━━━ RECORDED INFORMATION ━━━

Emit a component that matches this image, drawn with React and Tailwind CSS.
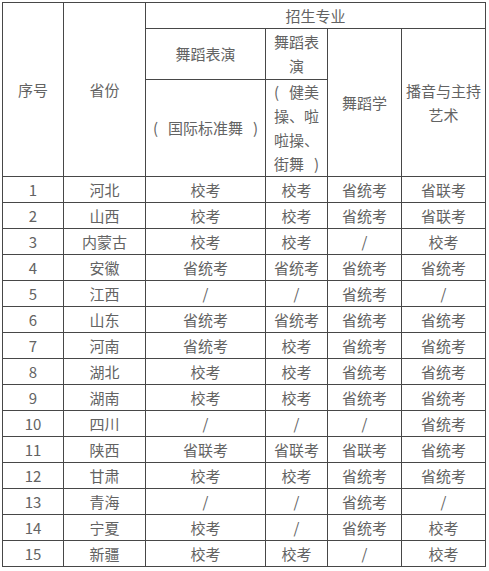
import React from 'react'

const rows = [
  ['1', '河北', '校考', '校考', '省统考', '省联考'],
  ['2', '山西', '校考', '校考', '省统考', '省联考'],
  ['3', '内蒙古', '校考', '校考', '/', '校考'],
  ['4', '安徽', '省统考', '省统考', '省统考', '省统考'],
  ['5', '江西', '/', '/', '省统考', '/'],
  ['6', '山东', '省统考', '省统考', '省统考', '省统考'],
  ['7', '河南', '省统考', '校考', '省统考', '省统考'],
  ['8', '湖北', '校考', '校考', '省统考', '省统考'],
  ['9', '湖南', '校考', '校考', '省统考', '省统考'],
  ['10', '四川', '/', '/', '/', '省统考'],
  ['11', '陕西', '省联考', '省联考', '省联考', '省统考'],
  ['12', '甘肃', '校考', '校考', '省统考', '省统考'],
  ['13', '青海', '/', '/', '省统考', '/'],
  ['14', '宁夏', '校考', '/', '省统考', '校考'],
  ['15', '新疆', '校考', '校考', '/', '校考'],
]

const cell = 'border border-[#474747] p-0 text-center align-middle font-normal'

// brackets take a full em, glyph pushed to the outer side like the original
const Open = () => <span className="inline-block w-[15px] text-left">(</span>
const Close = () => <span className="inline-block w-[15px] text-right">)</span>

const App = () => {
  return (
    <div className="w-[489px] h-[571px] bg-white pt-[2px] pl-[2px] text-[15px] leading-[24px] text-[#636363] font-['Noto_Sans_CJK_SC','Noto_Sans',sans-serif]">
      <table className="border-collapse table-fixed w-[483px]">
        <colgroup>
          <col className="w-[61px]" />
          <col className="w-[82px]" />
          <col className="w-[120px]" />
          <col className="w-[62px]" />
          <col className="w-[74px]" />
          <col className="w-[84px]" />
        </colgroup>
        <thead>
          <tr className="h-[26px]">
            <th rowSpan={3} className={cell}>序号</th>
            <th rowSpan={3} className={cell}>省份</th>
            <th colSpan={4} className={cell}>招生专业</th>
          </tr>
          <tr className="h-[51px]">
            <th className={cell}>舞蹈表演</th>
            <th className={cell}>
              舞蹈表<br />演
            </th>
            <th rowSpan={2} className={cell}>舞蹈学</th>
            <th rowSpan={2} className={cell}>
              播音与主持<br />艺术
            </th>
          </tr>
          <tr className="h-[97px]">
            <th className={cell}>
              <Open />国际标准舞<Close />
            </th>
            <th className={cell}>
              <Open />健美<br />操、啦<br />啦操、<br />街舞<Close />
            </th>
          </tr>
        </thead>
        <tbody>
          {rows.map((row, index) => (
            <tr key={index} className="h-[26px]">
              {row.map((text, i) => (
                <td key={i} className={cell}>
                  {text}
                </td>
              ))}
            </tr>
          ))}
        </tbody>
      </table>
    </div>
  )
}

export default App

━━━

GIVEN EXERCISE: Reproduce each line of the material containing the word "React".

WRITTEN ANSWER:
Emit a component that matches this image, drawn with React and Tailwind CSS.
import React from 'react'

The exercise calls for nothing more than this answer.